→ **Short task**:
Copy the data exactly; pictures stay out of the copy.
|---|
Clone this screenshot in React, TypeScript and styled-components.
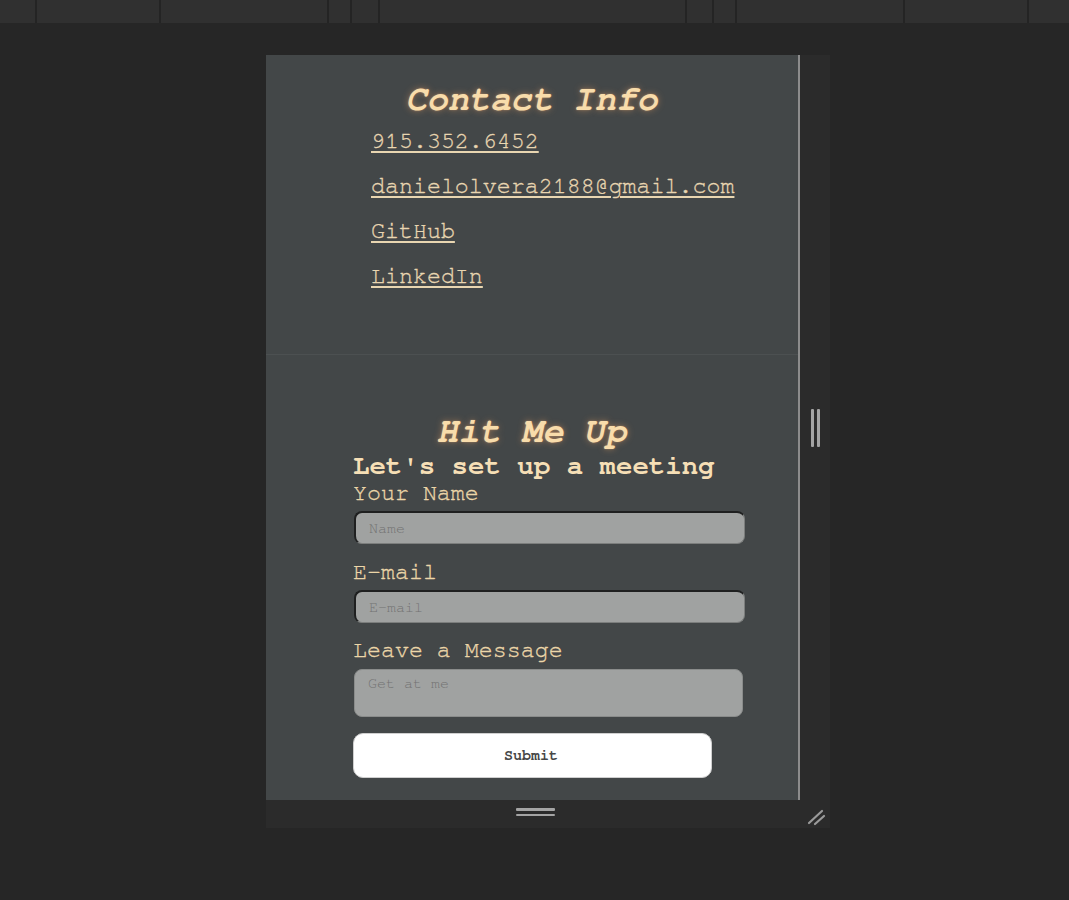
import React from "react";
import styled, { createGlobalStyle } from "styled-components";

const mono = `"Nimbus Mono PS", "Nimbus Mono L", "FreeMono", "Courier New", "Liberation Mono", monospace`;

const Global = createGlobalStyle`
  html, body { margin: 0; padding: 0; background: #262626; }
  body { font-family: ${mono}; }
  * { box-sizing: border-box; }
`;

const TopBar = styled.div`
  display: flex;
  height: 23px;
  background: #303030;
`;

const Segment = styled.div<{ $w: number }>`
  width: ${(p) => p.$w}px;
  flex: 0 0 auto;
  height: 100%;
  border-right: 2px solid #242424;
  &:last-child { border-right: none; flex: 1 1 auto; }
`;

const Stage = styled.div`
  padding: 32px 0 0 266px;
`;

const Frame = styled.div`
  display: grid;
  grid-template-columns: 534px 30px;
  grid-template-rows: 745px 28px;
  width: 564px;
`;

const Panel = styled.div`
  background: #434748;
  border-right: 2px solid #8c8c8c;
  display: flex;
  flex-direction: column;
  overflow: hidden;
`;

const RightStrip = styled.div`
  background: #2b2b2b;
  display: flex;
  align-items: center;
  justify-content: center;
  gap: 3px;
  padding-left: 1px;
`;

const VBar = styled.div`
  width: 3px;
  height: 38px;
  border-radius: 1px;
  background: #a4a4a4;
`;

const BottomStrip = styled.div`
  background: #2b2b2b;
  display: flex;
  flex-direction: column;
  align-items: center;
  justify-content: center;
  gap: 3px;
  padding: 0 0 4px 4px;
`;

const HBar = styled.div`
  width: 39px;
  height: 2.5px;
  border-radius: 1px;
  background: #a4a4a4;
`;

const Corner = styled.div`
  background: #2b2b2b;
  display: flex;
  align-items: flex-start;
  justify-content: flex-start;
  padding: 6px 0 0 7px;
`;

const ContactSection = styled.section`
  height: 300px;
  padding-top: 26px;
  border-bottom: 1px solid #4c5051;
  display: flex;
  flex-direction: column;
`;

const glow = `0 0 7px rgba(255, 170, 105, 0.45), 0 0 2px rgba(255, 190, 130, 0.4)`;

const Title = styled.h2`
  margin: 0;
  font-family: ${mono};
  font-size: 35px;
  line-height: 38px;
  font-weight: bold;
  font-style: italic;
  color: #f8dcab;
  text-align: center;
  text-shadow: ${glow};
`;

const LinkList = styled.div`
  display: flex;
  flex-direction: column;
  align-items: flex-start;
  padding-left: 105px;
`;

const ContactLink = styled.a`
  font-size: 23.3px;
  line-height: 45px;
  color: #e9d6b1;
  -webkit-text-stroke: 0.3px #e9d6b1;
  text-decoration: underline;
  text-underline-offset: 3px;
  text-decoration-thickness: 2px;
  cursor: pointer;
`;

const FormSection = styled.section`
  flex: 1;
  padding-top: 58px;
  display: flex;
  flex-direction: column;
`;

const Form = styled.form`
  display: flex;
  flex-direction: column;
  width: 392px;
  margin-left: 87px;
`;

const Subtitle = styled.h3`
  margin: 0;
  font-size: 27.4px;
  line-height: 30px;
  font-weight: bold;
  color: #f6dfb6;
`;

const Label = styled.label<{ $gap: number }>`
  margin-top: ${(p) => p.$gap}px;
  font-size: 23.3px;
  line-height: 26px;
  color: #ecd6a8;
  -webkit-text-stroke: 0.3px #ecd6a8;
`;

const fieldCss = `
  width: 391px;
  margin-top: 5px;
  margin-left: 1px;
  background: #a0a2a1;
  border: 1px solid #7c7e7d;
  border-top: 2px solid #1f2020;
  border-left: 2px solid #1f2020;
  border-radius: 8px;
  font-family: ${mono};
  font-size: 15px;
  color: #333;
  padding: 0 13px;
  outline: none;
  &::placeholder { color: #727272; }
`;

const Input = styled.input`
  ${fieldCss}
  height: 33px;
`;

const TextArea = styled.textarea`
  ${fieldCss}
  width: 389px;
  height: 48px;
  margin-top: 6px;
  border: 1px solid #8a8c8b;
  padding-top: 6px;
  resize: none;
`;

const Submit = styled.button`
  margin-top: 16px;
  width: 359px;
  height: 45px;
  background: #ffffff;
  border: 1px solid #cfcfcf;
  border-radius: 10px;
  font-family: ${mono};
  font-weight: bold;
  font-size: 15px;
  color: #474747;
  padding-left: 3px;
  cursor: pointer;
`;

const segments = [37, 124, 168, 23, 28, 307, 27, 23, 168, 124, 40];

export default function App() {
  return (
    <>
      <Global />
      <TopBar>
        {segments.map((w, i) => (
          <Segment key={i} $w={w} />
        ))}
      </TopBar>
      <Stage>
        <Frame>
          <Panel>
            <ContactSection>
              <Title>Contact Info</Title>
              <LinkList>
                <ContactLink>915.352.6452</ContactLink>
                <ContactLink>danielolvera2188@gmail.com</ContactLink>
                <ContactLink>GitHub</ContactLink>
                <ContactLink>LinkedIn</ContactLink>
              </LinkList>
            </ContactSection>
            <FormSection>
              <Title>Hit Me Up</Title>
              <Form onSubmit={(e) => e.preventDefault()}>
                <Subtitle>Let's set up a meeting</Subtitle>
                <Label $gap={-1}>Your Name</Label>
                <Input placeholder="Name" />
                <Label $gap={15}>E-mail</Label>
                <Input placeholder="E-mail" />
                <Label $gap={14}>Leave a Message</Label>
                <TextArea placeholder="Get at me" />
                <Submit type="submit">Submit</Submit>
              </Form>
            </FormSection>
          </Panel>
          <RightStrip>
            <VBar />
            <VBar />
          </RightStrip>
          <BottomStrip>
            <HBar />
            <HBar />
          </BottomStrip>
          <Corner>
            <svg width="20" height="20" viewBox="0 0 20 20">
              <path d="M2 17 L15 5 M8 18 L17 10" stroke="#9a9a9a" strokeWidth="2.2" strokeLinecap="round" fill="none" />
            </svg>
          </Corner>
        </Frame>
      </Stage>
    </>
  );
}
|---|
→ **Task output**:
Clone this screenshot in React, TypeScript and styled-components.
import React from "react";
import styled, { createGlobalStyle } from "styled-components";

const mono = `"Nimbus Mono PS", "Nimbus Mono L", "FreeMono", "Courier New", "Liberation Mono", monospace`;

const Global = createGlobalStyle`
  html, body { margin: 0; padding: 0; background: #262626; }
  body { font-family: ${mono}; }
  * { box-sizing: border-box; }
`;

const TopBar = styled.div`
  display: flex;
  height: 23px;
  background: #303030;
`;

const Segment = styled.div<{ $w: number }>`
  width: ${(p) => p.$w}px;
  flex: 0 0 auto;
  height: 100%;
  border-right: 2px solid #242424;
  &:last-child { border-right: none; flex: 1 1 auto; }
`;

const Stage = styled.div`
  padding: 32px 0 0 266px;
`;

const Frame = styled.div`
  display: grid;
  grid-template-columns: 534px 30px;
  grid-template-rows: 745px 28px;
  width: 564px;
`;

const Panel = styled.div`
  background: #434748;
  border-right: 2px solid #8c8c8c;
  display: flex;
  flex-direction: column;
  overflow: hidden;
`;

const RightStrip = styled.div`
  background: #2b2b2b;
  display: flex;
  align-items: center;
  justify-content: center;
  gap: 3px;
  padding-left: 1px;
`;

const VBar = styled.div`
  width: 3px;
  height: 38px;
  border-radius: 1px;
  background: #a4a4a4;
`;

const BottomStrip = styled.div`
  background: #2b2b2b;
  display: flex;
  flex-direction: column;
  align-items: center;
  justify-content: center;
  gap: 3px;
  padding: 0 0 4px 4px;
`;

const HBar = styled.div`
  width: 39px;
  height: 2.5px;
  border-radius: 1px;
  background: #a4a4a4;
`;

const Corner = styled.div`
  background: #2b2b2b;
  display: flex;
  align-items: flex-start;
  justify-content: flex-start;
  padding: 6px 0 0 7px;
`;

const ContactSection = styled.section`
  height: 300px;
  padding-top: 26px;
  border-bottom: 1px solid #4c5051;
  display: flex;
  flex-direction: column;
`;

const glow = `0 0 7px rgba(255, 170, 105, 0.45), 0 0 2px rgba(255, 190, 130, 0.4)`;

const Title = styled.h2`
  margin: 0;
  font-family: ${mono};
  font-size: 35px;
  line-height: 38px;
  font-weight: bold;
  font-style: italic;
  color: #f8dcab;
  text-align: center;
  text-shadow: ${glow};
`;

const LinkList = styled.div`
  display: flex;
  flex-direction: column;
  align-items: flex-start;
  padding-left: 105px;
`;

const ContactLink = styled.a`
  font-size: 23.3px;
  line-height: 45px;
  color: #e9d6b1;
  -webkit-text-stroke: 0.3px #e9d6b1;
  text-decoration: underline;
  text-underline-offset: 3px;
  text-decoration-thickness: 2px;
  cursor: pointer;
`;

const FormSection = styled.section`
  flex: 1;
  padding-top: 58px;
  display: flex;
  flex-direction: column;
`;

const Form = styled.form`
  display: flex;
  flex-direction: column;
  width: 392px;
  margin-left: 87px;
`;

const Subtitle = styled.h3`
  margin: 0;
  font-size: 27.4px;
  line-height: 30px;
  font-weight: bold;
  color: #f6dfb6;
`;

const Label = styled.label<{ $gap: number }>`
  margin-top: ${(p) => p.$gap}px;
  font-size: 23.3px;
  line-height: 26px;
  color: #ecd6a8;
  -webkit-text-stroke: 0.3px #ecd6a8;
`;

const fieldCss = `
  width: 391px;
  margin-top: 5px;
  margin-left: 1px;
  background: #a0a2a1;
  border: 1px solid #7c7e7d;
  border-top: 2px solid #1f2020;
  border-left: 2px solid #1f2020;
  border-radius: 8px;
  font-family: ${mono};
  font-size: 15px;
  color: #333;
  padding: 0 13px;
  outline: none;
  &::placeholder { color: #727272; }
`;

const Input = styled.input`
  ${fieldCss}
  height: 33px;
`;

const TextArea = styled.textarea`
  ${fieldCss}
  width: 389px;
  height: 48px;
  margin-top: 6px;
  border: 1px solid #8a8c8b;
  padding-top: 6px;
  resize: none;
`;

const Submit = styled.button`
  margin-top: 16px;
  width: 359px;
  height: 45px;
  background: #ffffff;
  border: 1px solid #cfcfcf;
  border-radius: 10px;
  font-family: ${mono};
  font-weight: bold;
  font-size: 15px;
  color: #474747;
  padding-left: 3px;
  cursor: pointer;
`;

const segments = [37, 124, 168, 23, 28, 307, 27, 23, 168, 124, 40];

export default function App() {
  return (
    <>
      <Global />
      <TopBar>
        {segments.map((w, i) => (
          <Segment key={i} $w={w} />
        ))}
      </TopBar>
      <Stage>
        <Frame>
          <Panel>
            <ContactSection>
              <Title>Contact Info</Title>
              <LinkList>
                <ContactLink>915.352.6452</ContactLink>
                <ContactLink>danielolvera2188@gmail.com</ContactLink>
                <ContactLink>GitHub</ContactLink>
                <ContactLink>LinkedIn</ContactLink>
              </LinkList>
            </ContactSection>
            <FormSection>
              <Title>Hit Me Up</Title>
              <Form onSubmit={(e) => e.preventDefault()}>
                <Subtitle>Let's set up a meeting</Subtitle>
                <Label $gap={-1}>Your Name</Label>
                <Input placeholder="Name" />
                <Label $gap={15}>E-mail</Label>
                <Input placeholder="E-mail" />
                <Label $gap={14}>Leave a Message</Label>
                <TextArea placeholder="Get at me" />
                <Submit type="submit">Submit</Submit>
              </Form>
            </FormSection>
          </Panel>
          <RightStrip>
            <VBar />
            <VBar />
          </RightStrip>
          <BottomStrip>
            <HBar />
            <HBar />
          </BottomStrip>
          <Corner>
            <svg width="20" height="20" viewBox="0 0 20 20">
              <path d="M2 17 L15 5 M8 18 L17 10" stroke="#9a9a9a" strokeWidth="2.2" strokeLinecap="round" fill="none" />
            </svg>
          </Corner>
        </Frame>
      </Stage>
    </>
  );
}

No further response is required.